Short problem:
Leave out the pictures; transcribe all else exactly.
== Source excerpt ==
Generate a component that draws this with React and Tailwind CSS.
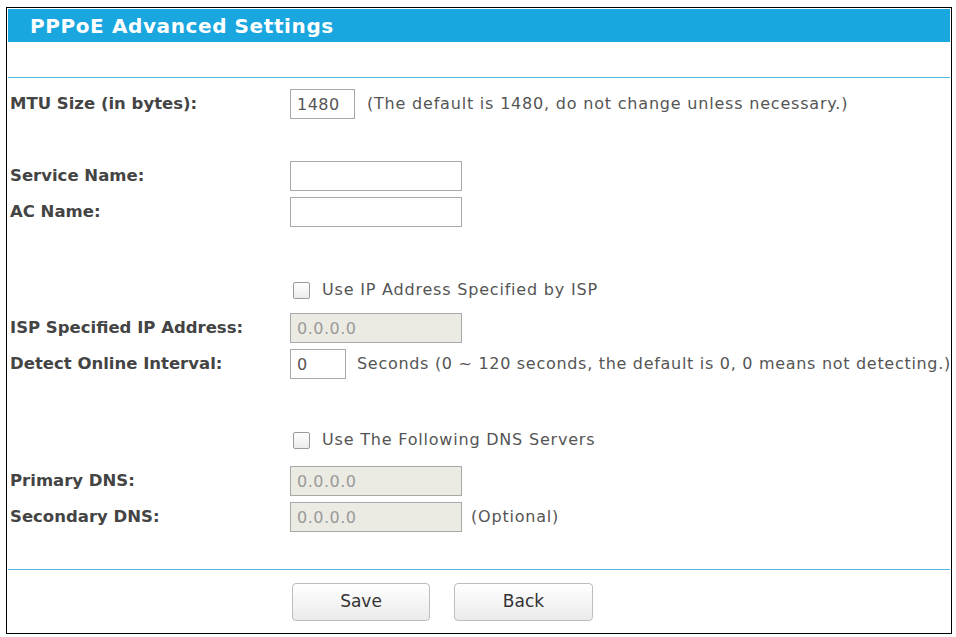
export default function App() {
  const font = { fontFamily: '"DejaVu Sans", Verdana, sans-serif' }
  const label = 'w-[280px] shrink-0 text-[16.5px] font-bold text-[#444]'
  const input = 'h-[30px] border border-[#a8a8a8] bg-white px-[6px] text-[16px] tracking-[0.5px] text-[#555] outline-none'
  const disabled = 'h-[30px] w-[172px] border border-[#a8a8a8] bg-[#ebebe4] px-[6px] text-[16px] tracking-[0.5px] text-[#9a9a9a] outline-none'
  const note = 'text-[16px] text-[#555] whitespace-nowrap'
  const box = 'w-[17px] h-[17px] shrink-0 rounded-[2px] border border-[#9a9a9a] bg-gradient-to-b from-white to-[#ececec]'
  const btn = 'h-[38px] rounded-[4px] border border-[#bdbdbd] bg-gradient-to-b from-white to-[#ebebeb] text-[17px] text-[#333]'

  return (
    <div className="w-[956px] h-[637px] bg-white pl-[6px] pt-[7px]" style={font}>
      <div className="w-[946px] h-[627px] border border-black p-px overflow-hidden">
        <div className="h-[33px] bg-[#1aa6de] pl-[22px] flex items-center text-[20px] tracking-[0.6px] font-bold text-white">
          PPPoE Advanced Settings
        </div>

        <div className="mt-[35px] h-px bg-[#52b8e1]" />

        <div className="px-[2px]">
          <div className="mt-[11px] flex items-center h-[30px]">
            <div className={label}>MTU Size (in bytes):</div>
            <input className={`${input} w-[65px]`} defaultValue="1480" />
            <span className={`${note} tracking-[0.8px] ml-[12px]`}>(The default is 1480, do not change unless necessary.)</span>
          </div>

          <div className="mt-[42px] flex items-center h-[30px]">
            <div className={label}>Service Name:</div>
            <input className={`${input} w-[172px]`} />
          </div>
          <div className="mt-[6px] flex items-center h-[30px]">
            <div className={label}>AC Name:</div>
            <input className={`${input} w-[172px]`} />
          </div>

          <div className="mt-[46px] flex items-center h-[34px]">
            <div className="w-[283px] shrink-0" />
            <span className={box} />
            <span className={`${note} tracking-[0.8px] ml-[12px]`}>Use IP Address Specified by ISP</span>
          </div>

          <div className="mt-[6px] flex items-center h-[30px]">
            <div className={label}>ISP Specified IP Address:</div>
            <input className={disabled} defaultValue="0.0.0.0" disabled />
          </div>
          <div className="mt-[6px] flex items-center h-[30px]">
            <div className={label}>Detect Online Interval:</div>
            <input className={`${input} w-[56px]`} defaultValue="0" />
            <span className={`${note} tracking-[0.7px] ml-[11px]`}>
              Seconds (0 ~ 120 seconds, the default is 0, 0 means not detecting.)
            </span>
          </div>

          <div className="mt-[44px] flex items-center h-[34px]">
            <div className="w-[283px] shrink-0" />
            <span className={box} />
            <span className={`${note} tracking-[0.8px] ml-[12px]`}>Use The Following DNS Servers</span>
          </div>

          <div className="mt-[9px] flex items-center h-[30px]">
            <div className={label}>Primary DNS:</div>
            <input className={disabled} defaultValue="0.0.0.0" disabled />
          </div>
          <div className="mt-[6px] flex items-center h-[30px]">
            <div className={label}>Secondary DNS:</div>
            <input className={disabled} defaultValue="0.0.0.0" disabled />
            <span className={`${note} tracking-[0.8px] ml-[9px]`}>(Optional)</span>
          </div>
        </div>

        <div className="mt-[37px] h-px bg-[#52b8e1]" />

        <div className="mt-[13px] flex gap-[24px] pl-[284px]">
          <button className={`${btn} w-[138px]`}>Save</button>
          <button className={`${btn} w-[139px]`}>Back</button>
        </div>
      </div>
    </div>
  )
}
===
Exercise response:
Generate a component that draws this with React and Tailwind CSS.
export default function App() {
  const font = { fontFamily: '"DejaVu Sans", Verdana, sans-serif' }
  const label = 'w-[280px] shrink-0 text-[16.5px] font-bold text-[#444]'
  const input = 'h-[30px] border border-[#a8a8a8] bg-white px-[6px] text-[16px] tracking-[0.5px] text-[#555] outline-none'
  const disabled = 'h-[30px] w-[172px] border border-[#a8a8a8] bg-[#ebebe4] px-[6px] text-[16px] tracking-[0.5px] text-[#9a9a9a] outline-none'
  const note = 'text-[16px] text-[#555] whitespace-nowrap'
  const box = 'w-[17px] h-[17px] shrink-0 rounded-[2px] border border-[#9a9a9a] bg-gradient-to-b from-white to-[#ececec]'
  const btn = 'h-[38px] rounded-[4px] border border-[#bdbdbd] bg-gradient-to-b from-white to-[#ebebeb] text-[17px] text-[#333]'

  return (
    <div className="w-[956px] h-[637px] bg-white pl-[6px] pt-[7px]" style={font}>
      <div className="w-[946px] h-[627px] border border-black p-px overflow-hidden">
        <div className="h-[33px] bg-[#1aa6de] pl-[22px] flex items-center text-[20px] tracking-[0.6px] font-bold text-white">
          PPPoE Advanced Settings
        </div>

        <div className="mt-[35px] h-px bg-[#52b8e1]" />

        <div className="px-[2px]">
          <div className="mt-[11px] flex items-center h-[30px]">
            <div className={label}>MTU Size (in bytes):</div>
            <input className={`${input} w-[65px]`} defaultValue="1480" />
            <span className={`${note} tracking-[0.8px] ml-[12px]`}>(The default is 1480, do not change unless necessary.)</span>
          </div>

          <div className="mt-[42px] flex items-center h-[30px]">
            <div className={label}>Service Name:</div>
            <input className={`${input} w-[172px]`} />
          </div>
          <div className="mt-[6px] flex items-center h-[30px]">
            <div className={label}>AC Name:</div>
            <input className={`${input} w-[172px]`} />
          </div>

          <div className="mt-[46px] flex items-center h-[34px]">
            <div className="w-[283px] shrink-0" />
            <span className={box} />
            <span className={`${note} tracking-[0.8px] ml-[12px]`}>Use IP Address Specified by ISP</span>
          </div>

          <div className="mt-[6px] flex items-center h-[30px]">
            <div className={label}>ISP Specified IP Address:</div>
            <input className={disabled} defaultValue="0.0.0.0" disabled />
          </div>
          <div className="mt-[6px] flex items-center h-[30px]">
            <div className={label}>Detect Online Interval:</div>
            <input className={`${input} w-[56px]`} defaultValue="0" />
            <span className={`${note} tracking-[0.7px] ml-[11px]`}>
              Seconds (0 ~ 120 seconds, the default is 0, 0 means not detecting.)
            </span>
          </div>

          <div className="mt-[44px] flex items-center h-[34px]">
            <div className="w-[283px] shrink-0" />
            <span className={box} />
            <span className={`${note} tracking-[0.8px] ml-[12px]`}>Use The Following DNS Servers</span>
          </div>

          <div className="mt-[9px] flex items-center h-[30px]">
            <div className={label}>Primary DNS:</div>
            <input className={disabled} defaultValue="0.0.0.0" disabled />
          </div>
          <div className="mt-[6px] flex items-center h-[30px]">
            <div className={label}>Secondary DNS:</div>
            <input className={disabled} defaultValue="0.0.0.0" disabled />
            <span className={`${note} tracking-[0.8px] ml-[9px]`}>(Optional)</span>
          </div>
        </div>

        <div className="mt-[37px] h-px bg-[#52b8e1]" />

        <div className="mt-[13px] flex gap-[24px] pl-[284px]">
          <button className={`${btn} w-[138px]`}>Save</button>
          <button className={`${btn} w-[139px]`}>Back</button>
        </div>
      </div>
    </div>
  )
}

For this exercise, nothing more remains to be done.